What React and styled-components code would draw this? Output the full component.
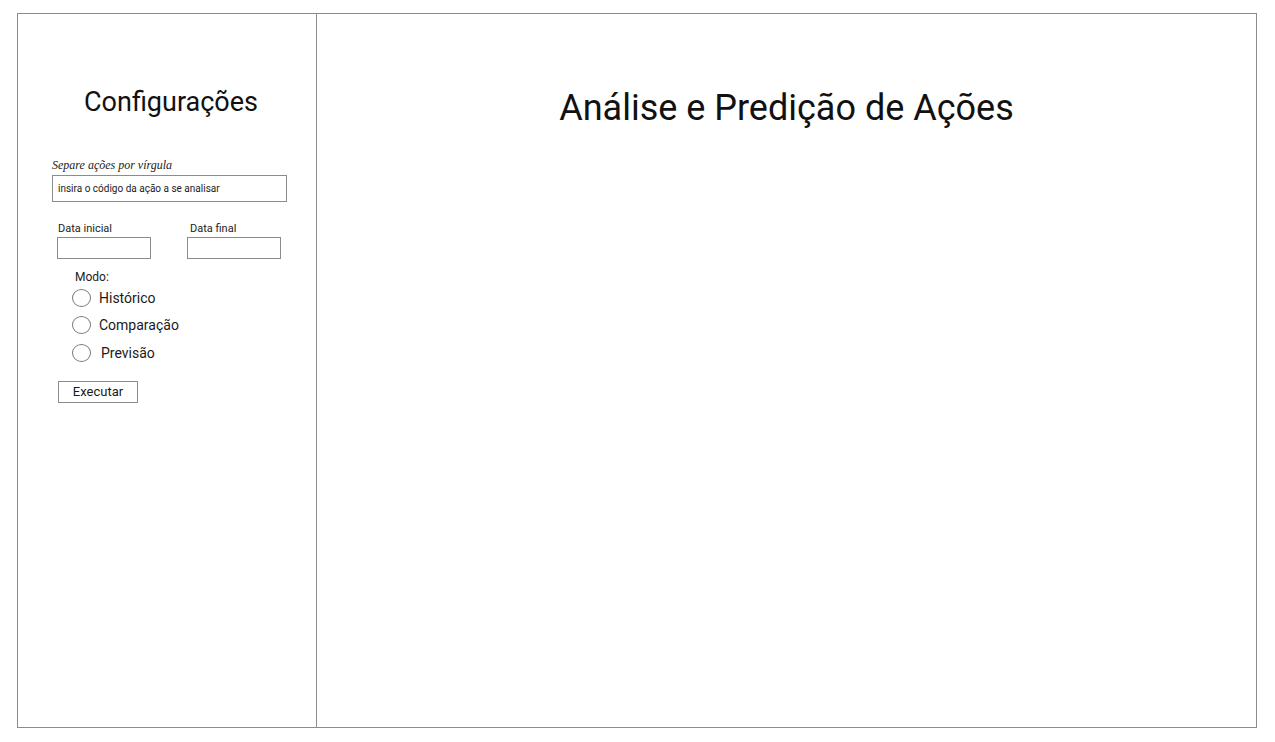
import React from "react";
import styled, { createGlobalStyle } from "styled-components";

const GlobalStyle = createGlobalStyle`
  html, body {
    margin: 0;
    padding: 0;
    background: #fff;
  }
  body {
    font-family: Roboto, "Liberation Sans", sans-serif;
    color: #1a1a1a;
  }
`;

const Frame = styled.div`
  box-sizing: border-box;
  margin: 13px 0 0 17px;
  width: 1240px;
  height: 715px;
  border: 1px solid #8c8c8c;
  display: flex;
`;

const Sidebar = styled.aside`
  box-sizing: border-box;
  width: 299px;
  flex-shrink: 0;
  border-right: 1px solid #8c8c8c;
  padding-top: 73px;
  display: flex;
  flex-direction: column;
`;

const Main = styled.main`
  flex: 1;
  padding-top: 73px;
`;

const SideTitle = styled.h2`
  margin: 0 0 41px 0;
  padding-left: 8px;
  font-weight: 400;
  font-size: 27px;
  line-height: 31px;
  text-align: center;
  color: #111;
`;

const MainTitle = styled.h1`
  margin: 0;
  font-weight: 400;
  font-size: 36px;
  line-height: 42px;
  text-align: center;
  color: #111;
`;

const Hint = styled.label`
  display: block;
  margin-left: 34px;
  font-family: "Liberation Serif", "DejaVu Serif", serif;
  font-style: italic;
  font-size: 12px;
  line-height: 13px;
  color: #222;
`;

const TickerInput = styled.input`
  box-sizing: border-box;
  margin: 3px 0 0 34px;
  width: 235px;
  height: 27px;
  border: 1px solid #8c8c8c;
  padding: 0 5px;
  font-family: Roboto, "Liberation Sans", sans-serif;
  font-size: 10px;
  outline: none;
  &::placeholder {
    color: #222;
  }
`;

const DateRow = styled.div`
  display: flex;
  gap: 36px;
  margin: 20px 0 0 39px;
`;

const DateField = styled.div`
  display: flex;
  flex-direction: column;
`;

const DateLabel = styled.label`
  font-size: 11px;
  line-height: 13px;
  padding-left: ${(p) => p.$indent || 1}px;
  color: #222;
`;

const DateBox = styled.input`
  box-sizing: border-box;
  margin-top: 2px;
  width: 94px;
  height: 22px;
  border: 1px solid #8c8c8c;
  outline: none;
`;

const ModeGroup = styled.fieldset`
  border: none;
  margin: 11px 0 0 54px;
  padding: 0;
  display: flex;
  flex-direction: column;
`;

const ModeLegend = styled.legend`
  padding: 0 0 0 3px;
  font-size: 12px;
  line-height: 14px;
  color: #222;
`;

const RadioRow = styled.label`
  display: flex;
  align-items: center;
  gap: ${(p) => p.$gap || 8}px;
  height: 27.5px;
  font-size: 14px;
  color: #1a1a1a;
`;

const Radio = styled.input.attrs({ type: "radio" })`
  appearance: none;
  box-sizing: border-box;
  margin: 0;
  width: 19px;
  height: 18px;
  border: 1px solid #7a7a7a;
  border-radius: 50%;
  background: #fff;
`;

const RunButton = styled.button`
  box-sizing: border-box;
  margin: 14px 0 0 40px;
  width: 80px;
  height: 22px;
  border: 1px solid #8c8c8c;
  background: #fff;
  padding: 0;
  font-family: Roboto, "Liberation Sans", sans-serif;
  font-size: 13px;
  color: #1a1a1a;
  align-self: flex-start;
`;

const modes = [
  { label: "Histórico", gap: 8 },
  { label: "Comparação", gap: 8 },
  { label: "Previsão", gap: 10 },
];

export default function App() {
  return (
    <>
      <GlobalStyle />
      <Frame>
        <Sidebar>
          <SideTitle>Configurações</SideTitle>
          <Hint htmlFor="tickers">Separe ações por vírgula</Hint>
          <TickerInput
            id="tickers"
            placeholder="insira o código da ação a se analisar"
          />
          <DateRow>
            <DateField>
              <DateLabel>Data inicial</DateLabel>
              <DateBox />
            </DateField>
            <DateField>
              <DateLabel $indent={3}>Data final</DateLabel>
              <DateBox />
            </DateField>
          </DateRow>
          <ModeGroup>
            <ModeLegend>Modo:</ModeLegend>
            {modes.map((m) => (
              <RadioRow key={m.label} $gap={m.gap}>
                <Radio name="modo" />
                {m.label}
              </RadioRow>
            ))}
          </ModeGroup>
          <RunButton>Executar</RunButton>
        </Sidebar>
        <Main>
          <MainTitle>Análise e Predição de Ações</MainTitle>
        </Main>
      </Frame>
    </>
  );
}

--- --- ---

WRITTEN EXERCISE => Copy the listing word for word, excluding its pictures.

THE REPLY =>
What React and styled-components code would draw this? Output the full component.
import React from "react";
import styled, { createGlobalStyle } from "styled-components";

const GlobalStyle = createGlobalStyle`
  html, body {
    margin: 0;
    padding: 0;
    background: #fff;
  }
  body {
    font-family: Roboto, "Liberation Sans", sans-serif;
    color: #1a1a1a;
  }
`;

const Frame = styled.div`
  box-sizing: border-box;
  margin: 13px 0 0 17px;
  width: 1240px;
  height: 715px;
  border: 1px solid #8c8c8c;
  display: flex;
`;

const Sidebar = styled.aside`
  box-sizing: border-box;
  width: 299px;
  flex-shrink: 0;
  border-right: 1px solid #8c8c8c;
  padding-top: 73px;
  display: flex;
  flex-direction: column;
`;

const Main = styled.main`
  flex: 1;
  padding-top: 73px;
`;

const SideTitle = styled.h2`
  margin: 0 0 41px 0;
  padding-left: 8px;
  font-weight: 400;
  font-size: 27px;
  line-height: 31px;
  text-align: center;
  color: #111;
`;

const MainTitle = styled.h1`
  margin: 0;
  font-weight: 400;
  font-size: 36px;
  line-height: 42px;
  text-align: center;
  color: #111;
`;

const Hint = styled.label`
  display: block;
  margin-left: 34px;
  font-family: "Liberation Serif", "DejaVu Serif", serif;
  font-style: italic;
  font-size: 12px;
  line-height: 13px;
  color: #222;
`;

const TickerInput = styled.input`
  box-sizing: border-box;
  margin: 3px 0 0 34px;
  width: 235px;
  height: 27px;
  border: 1px solid #8c8c8c;
  padding: 0 5px;
  font-family: Roboto, "Liberation Sans", sans-serif;
  font-size: 10px;
  outline: none;
  &::placeholder {
    color: #222;
  }
`;

const DateRow = styled.div`
  display: flex;
  gap: 36px;
  margin: 20px 0 0 39px;
`;

const DateField = styled.div`
  display: flex;
  flex-direction: column;
`;

const DateLabel = styled.label`
  font-size: 11px;
  line-height: 13px;
  padding-left: ${(p) => p.$indent || 1}px;
  color: #222;
`;

const DateBox = styled.input`
  box-sizing: border-box;
  margin-top: 2px;
  width: 94px;
  height: 22px;
  border: 1px solid #8c8c8c;
  outline: none;
`;

const ModeGroup = styled.fieldset`
  border: none;
  margin: 11px 0 0 54px;
  padding: 0;
  display: flex;
  flex-direction: column;
`;

const ModeLegend = styled.legend`
  padding: 0 0 0 3px;
  font-size: 12px;
  line-height: 14px;
  color: #222;
`;

const RadioRow = styled.label`
  display: flex;
  align-items: center;
  gap: ${(p) => p.$gap || 8}px;
  height: 27.5px;
  font-size: 14px;
  color: #1a1a1a;
`;

const Radio = styled.input.attrs({ type: "radio" })`
  appearance: none;
  box-sizing: border-box;
  margin: 0;
  width: 19px;
  height: 18px;
  border: 1px solid #7a7a7a;
  border-radius: 50%;
  background: #fff;
`;

const RunButton = styled.button`
  box-sizing: border-box;
  margin: 14px 0 0 40px;
  width: 80px;
  height: 22px;
  border: 1px solid #8c8c8c;
  background: #fff;
  padding: 0;
  font-family: Roboto, "Liberation Sans", sans-serif;
  font-size: 13px;
  color: #1a1a1a;
  align-self: flex-start;
`;

const modes = [
  { label: "Histórico", gap: 8 },
  { label: "Comparação", gap: 8 },
  { label: "Previsão", gap: 10 },
];

export default function App() {
  return (
    <>
      <GlobalStyle />
      <Frame>
        <Sidebar>
          <SideTitle>Configurações</SideTitle>
          <Hint htmlFor="tickers">Separe ações por vírgula</Hint>
          <TickerInput
            id="tickers"
            placeholder="insira o código da ação a se analisar"
          />
          <DateRow>
            <DateField>
              <DateLabel>Data inicial</DateLabel>
              <DateBox />
            </DateField>
            <DateField>
              <DateLabel $indent={3}>Data final</DateLabel>
              <DateBox />
            </DateField>
          </DateRow>
          <ModeGroup>
            <ModeLegend>Modo:</ModeLegend>
            {modes.map((m) => (
              <RadioRow key={m.label} $gap={m.gap}>
                <Radio name="modo" />
                {m.label}
              </RadioRow>
            ))}
          </ModeGroup>
          <RunButton>Executar</RunButton>
        </Sidebar>
        <Main>
          <MainTitle>Análise e Predição de Ações</MainTitle>
        </Main>
      </Frame>
    </>
  );
}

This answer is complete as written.